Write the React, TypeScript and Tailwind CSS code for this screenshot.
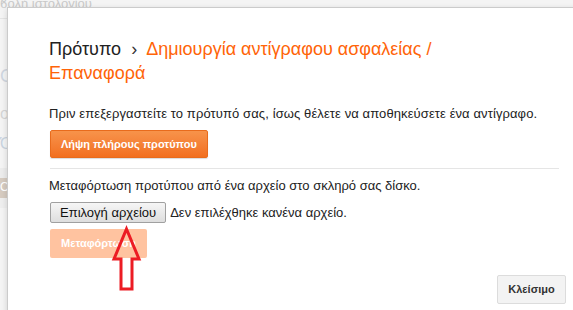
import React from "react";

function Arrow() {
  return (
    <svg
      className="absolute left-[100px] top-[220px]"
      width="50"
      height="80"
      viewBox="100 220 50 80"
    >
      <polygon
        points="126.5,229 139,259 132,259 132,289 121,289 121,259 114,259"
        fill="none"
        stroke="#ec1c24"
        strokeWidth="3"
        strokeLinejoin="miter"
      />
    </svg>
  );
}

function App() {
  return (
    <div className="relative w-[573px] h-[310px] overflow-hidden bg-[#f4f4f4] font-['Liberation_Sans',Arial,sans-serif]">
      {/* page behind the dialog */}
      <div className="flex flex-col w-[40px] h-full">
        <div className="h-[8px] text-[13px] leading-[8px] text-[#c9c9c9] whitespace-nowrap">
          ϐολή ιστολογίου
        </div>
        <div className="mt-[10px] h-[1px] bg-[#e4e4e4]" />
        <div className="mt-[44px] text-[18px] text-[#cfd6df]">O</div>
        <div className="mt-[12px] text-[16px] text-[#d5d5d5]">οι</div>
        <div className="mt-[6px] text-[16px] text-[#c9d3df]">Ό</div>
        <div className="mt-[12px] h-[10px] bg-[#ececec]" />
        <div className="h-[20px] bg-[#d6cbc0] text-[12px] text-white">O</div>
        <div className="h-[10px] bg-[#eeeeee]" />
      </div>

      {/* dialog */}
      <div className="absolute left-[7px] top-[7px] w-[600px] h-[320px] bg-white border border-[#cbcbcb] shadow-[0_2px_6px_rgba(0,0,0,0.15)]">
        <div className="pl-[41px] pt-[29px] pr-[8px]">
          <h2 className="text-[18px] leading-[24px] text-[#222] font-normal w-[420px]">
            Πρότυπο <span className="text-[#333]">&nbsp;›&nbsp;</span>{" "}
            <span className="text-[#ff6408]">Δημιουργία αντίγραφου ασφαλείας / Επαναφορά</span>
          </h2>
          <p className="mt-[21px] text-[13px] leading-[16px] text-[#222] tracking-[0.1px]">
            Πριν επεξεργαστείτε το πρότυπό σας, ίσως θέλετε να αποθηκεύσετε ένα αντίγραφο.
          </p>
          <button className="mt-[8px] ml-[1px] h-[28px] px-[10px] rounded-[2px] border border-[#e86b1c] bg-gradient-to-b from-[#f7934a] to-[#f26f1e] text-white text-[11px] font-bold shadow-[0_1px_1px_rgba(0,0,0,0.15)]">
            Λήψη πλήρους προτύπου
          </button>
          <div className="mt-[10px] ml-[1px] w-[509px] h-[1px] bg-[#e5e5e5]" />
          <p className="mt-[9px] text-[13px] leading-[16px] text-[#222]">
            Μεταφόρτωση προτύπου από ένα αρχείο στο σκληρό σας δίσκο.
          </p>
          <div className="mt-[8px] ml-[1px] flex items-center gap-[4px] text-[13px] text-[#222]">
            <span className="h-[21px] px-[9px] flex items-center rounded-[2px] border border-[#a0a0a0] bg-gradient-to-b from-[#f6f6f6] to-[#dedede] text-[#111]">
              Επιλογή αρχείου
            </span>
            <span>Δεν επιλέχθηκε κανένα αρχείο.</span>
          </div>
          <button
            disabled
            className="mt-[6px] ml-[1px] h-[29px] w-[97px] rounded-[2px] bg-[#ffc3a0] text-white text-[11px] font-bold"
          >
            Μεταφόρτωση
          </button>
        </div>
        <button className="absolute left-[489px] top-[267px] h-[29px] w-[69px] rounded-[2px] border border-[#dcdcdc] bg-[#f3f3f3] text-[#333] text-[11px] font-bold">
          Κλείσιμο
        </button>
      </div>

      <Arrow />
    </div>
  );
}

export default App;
+ + + +
**Work required**
Please set down each line of the data above exactly as written, without the pictures.

**Reply**
Write the React, TypeScript and Tailwind CSS code for this screenshot.
import React from "react";

function Arrow() {
  return (
    <svg
      className="absolute left-[100px] top-[220px]"
      width="50"
      height="80"
      viewBox="100 220 50 80"
    >
      <polygon
        points="126.5,229 139,259 132,259 132,289 121,289 121,259 114,259"
        fill="none"
        stroke="#ec1c24"
        strokeWidth="3"
        strokeLinejoin="miter"
      />
    </svg>
  );
}

function App() {
  return (
    <div className="relative w-[573px] h-[310px] overflow-hidden bg-[#f4f4f4] font-['Liberation_Sans',Arial,sans-serif]">
      {/* page behind the dialog */}
      <div className="flex flex-col w-[40px] h-full">
        <div className="h-[8px] text-[13px] leading-[8px] text-[#c9c9c9] whitespace-nowrap">
          ϐολή ιστολογίου
        </div>
        <div className="mt-[10px] h-[1px] bg-[#e4e4e4]" />
        <div className="mt-[44px] text-[18px] text-[#cfd6df]">O</div>
        <div className="mt-[12px] text-[16px] text-[#d5d5d5]">οι</div>
        <div className="mt-[6px] text-[16px] text-[#c9d3df]">Ό</div>
        <div className="mt-[12px] h-[10px] bg-[#ececec]" />
        <div className="h-[20px] bg-[#d6cbc0] text-[12px] text-white">O</div>
        <div className="h-[10px] bg-[#eeeeee]" />
      </div>

      {/* dialog */}
      <div className="absolute left-[7px] top-[7px] w-[600px] h-[320px] bg-white border border-[#cbcbcb] shadow-[0_2px_6px_rgba(0,0,0,0.15)]">
        <div className="pl-[41px] pt-[29px] pr-[8px]">
          <h2 className="text-[18px] leading-[24px] text-[#222] font-normal w-[420px]">
            Πρότυπο <span className="text-[#333]">&nbsp;›&nbsp;</span>{" "}
            <span className="text-[#ff6408]">Δημιουργία αντίγραφου ασφαλείας / Επαναφορά</span>
          </h2>
          <p className="mt-[21px] text-[13px] leading-[16px] text-[#222] tracking-[0.1px]">
            Πριν επεξεργαστείτε το πρότυπό σας, ίσως θέλετε να αποθηκεύσετε ένα αντίγραφο.
          </p>
          <button className="mt-[8px] ml-[1px] h-[28px] px-[10px] rounded-[2px] border border-[#e86b1c] bg-gradient-to-b from-[#f7934a] to-[#f26f1e] text-white text-[11px] font-bold shadow-[0_1px_1px_rgba(0,0,0,0.15)]">
            Λήψη πλήρους προτύπου
          </button>
          <div className="mt-[10px] ml-[1px] w-[509px] h-[1px] bg-[#e5e5e5]" />
          <p className="mt-[9px] text-[13px] leading-[16px] text-[#222]">
            Μεταφόρτωση προτύπου από ένα αρχείο στο σκληρό σας δίσκο.
          </p>
          <div className="mt-[8px] ml-[1px] flex items-center gap-[4px] text-[13px] text-[#222]">
            <span className="h-[21px] px-[9px] flex items-center rounded-[2px] border border-[#a0a0a0] bg-gradient-to-b from-[#f6f6f6] to-[#dedede] text-[#111]">
              Επιλογή αρχείου
            </span>
            <span>Δεν επιλέχθηκε κανένα αρχείο.</span>
          </div>
          <button
            disabled
            className="mt-[6px] ml-[1px] h-[29px] w-[97px] rounded-[2px] bg-[#ffc3a0] text-white text-[11px] font-bold"
          >
            Μεταφόρτωση
          </button>
        </div>
        <button className="absolute left-[489px] top-[267px] h-[29px] w-[69px] rounded-[2px] border border-[#dcdcdc] bg-[#f3f3f3] text-[#333] text-[11px] font-bold">
          Κλείσιμο
        </button>
      </div>

      <Arrow />
    </div>
  );
}

export default App;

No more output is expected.